▶ _Goal_
Show every line below where "code" can be found.
------ Source records ------
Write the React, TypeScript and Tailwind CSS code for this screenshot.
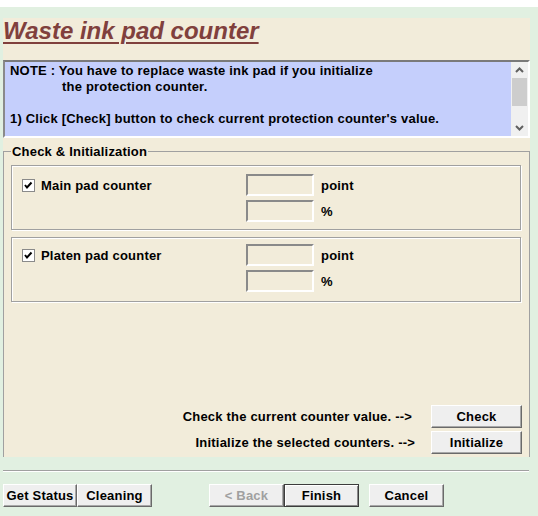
import React from 'react';

const font = "font-['Liberation_Sans',Arial,sans-serif]";

function Chevron({ down = false }: { down?: boolean }) {
  return (
    <svg width="9" height="6" viewBox="0 0 9 6" className={down ? 'rotate-180' : ''}>
      <polyline points="1,5 4.5,1.5 8,5" fill="none" stroke="#606060" strokeWidth="2" />
    </svg>
  );
}

function CheckBox() {
  return (
    <div className="w-[13px] h-[13px] bg-white border border-[#8a8a8a] flex items-center justify-center">
      <svg width="11" height="11" viewBox="0 0 11 11">
        <polyline points="2,5 4,7.5 8.5,2.5" fill="none" stroke="#000" strokeWidth="2" />
      </svg>
    </div>
  );
}

function Field({ unit }: { unit: string }) {
  return (
    <div className="flex items-center h-[22px]">
      <div className="w-[68px] h-[22px] border-2 border-t-[#8a8a8a] border-l-[#8a8a8a] border-r-white border-b-white bg-[#f2ecda]" />
      <span className="ml-[7px]">{unit}</span>
    </div>
  );
}

function CounterBox({ label, top }: { label: string; top: string }) {
  return (
    <div className={`h-[65px] border border-[#a0a0a0] shadow-[1px_1px_0_#fff,inset_1px_1px_0_#fff] pl-[10px] flex ${top}`}>
      <div className="w-[224px] h-[22px] flex items-center">
        <CheckBox />
        <span className="ml-[6px]">{label}</span>
      </div>
      <div className="flex flex-col gap-[4px]">
        <Field unit="point" />
        <Field unit="%" />
      </div>
    </div>
  );
}

function WinButton({
  children,
  className = '',
  disabled = false,
  isDefault = false,
}: {
  children: React.ReactNode;
  className?: string;
  disabled?: boolean;
  isDefault?: boolean;
}) {
  const edge = isDefault
    ? 'border border-[#3c3c3c] shadow-[inset_1px_1px_0_#fff,inset_-1px_-1px_0_#8a8a8a]'
    : 'border border-t-white border-l-white border-r-[#6a6a6a] border-b-[#6a6a6a] shadow-[inset_-1px_-1px_0_#a8a8a8]';
  return (
    <button
      className={`h-[23px] bg-[#efefef] text-[13px] leading-[15px] tracking-[0.2px] font-bold flex items-center justify-center ${edge} ${
        disabled ? 'text-[#a0a0a0]' : 'text-black'
      } ${className}`}
    >
      {children}
    </button>
  );
}

export default function App() {
  return (
    <div
      className={`w-[538px] h-[516px] bg-[#e1f0e1] flex flex-col text-black font-bold text-[13px] leading-[15px] tracking-[0.2px] ${font}`}
    >
      <div className="h-[7px] bg-white" />

      <div className="mt-[11px] ml-[3px] w-[527px] h-[439px] bg-[#f2ecda] flex flex-col">
        <h1 className="text-[24px] leading-[26px] tracking-normal italic font-bold text-[#80403d] underline decoration-[2px] underline-offset-[3px]">
          Waste ink pad counter
        </h1>

        {/* note area with its scrollbar */}
        <div className="mt-[16px] h-[78px] bg-[#c5cffc] border-2 border-t-[#7a7a7a] border-l-[#8a8a8a] border-r-white border-b-white flex">
          <div className="flex-1 pl-[5px] pt-[1px] leading-[16px]">
            <div>NOTE : You have to replace waste ink pad if you initialize</div>
            <div className="pl-[52px]">the protection counter.</div>
            <div className="h-[16px]" />
            <div>1) Click [Check] button to check current protection counter's value.</div>
          </div>
          <div className="w-[17px] bg-[#f0f0f0] flex flex-col">
            <div className="h-[16px] flex items-center justify-center">
              <Chevron />
            </div>
            <div className="h-[28px] mx-[1px] bg-[#cdcdcd]" />
            <div className="flex-1" />
            <div className="h-[16px] flex items-center justify-center">
              <Chevron down />
            </div>
          </div>
        </div>

        <fieldset className="mt-[6px] flex-1 border border-b-0 border-[#a0a0a0] pl-[7px] pr-[8px]">
          <legend className="px-[1px]">Check &amp; Initialization</legend>
          <div className="h-[298px] pt-[6px] pb-[3px] flex flex-col">
            <CounterBox label="Main pad counter" top="pt-[8px]" />
            <div className="mt-[7px]">
              <CounterBox label="Platen pad counter" top="pt-[6px]" />
            </div>

            <div className="mt-auto -mr-[1px] flex flex-col gap-[3px]">
              <div className="flex items-center justify-end">
                <span className="mr-[19px]">Check the current counter value. --&gt;</span>
                <WinButton className="w-[91px]">Check</WinButton>
              </div>
              <div className="flex items-center justify-end">
                <span className="mr-[16px]">Initialize the selected counters. --&gt;</span>
                <WinButton className="w-[91px]">Initialize</WinButton>
              </div>
            </div>
          </div>
        </fieldset>
      </div>

      <div className="mt-[13px] ml-[3px] w-[526px] border-t border-[#a0a0a0] shadow-[0_1px_0_#fff]" />

      <div className="mt-[13px] pl-[3px] flex">
        <WinButton className="w-[74px]">Get Status</WinButton>
        <WinButton className="w-[75px]">Cleaning</WinButton>
        <WinButton className="ml-[57px] w-[75px]" disabled>
          &lt; Back
        </WinButton>
        <WinButton className="w-[75px]" isDefault>
          Finish
        </WinButton>
        <WinButton className="ml-[10px] w-[75px]">Cancel</WinButton>
      </div>
    </div>
  );
}
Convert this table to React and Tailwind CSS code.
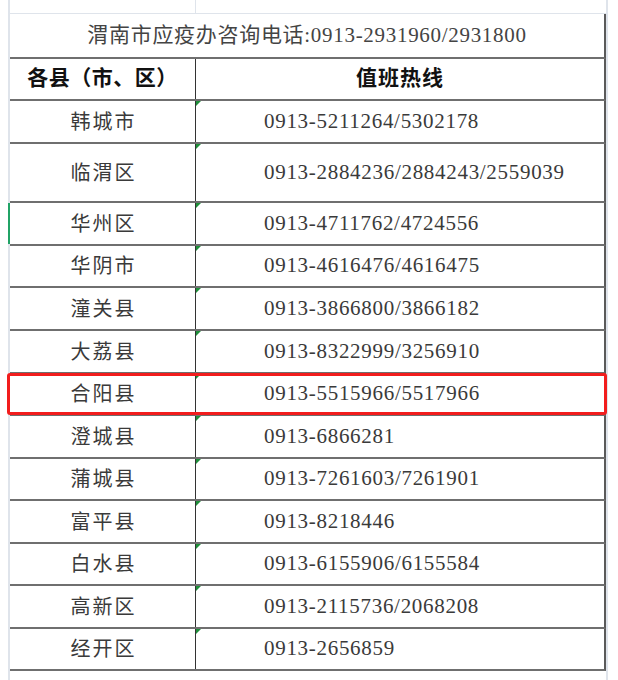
------
▶ _Answer for this exercise_
Write the React, TypeScript and Tailwind CSS code for this screenshot.
Convert this table to React and Tailwind CSS code.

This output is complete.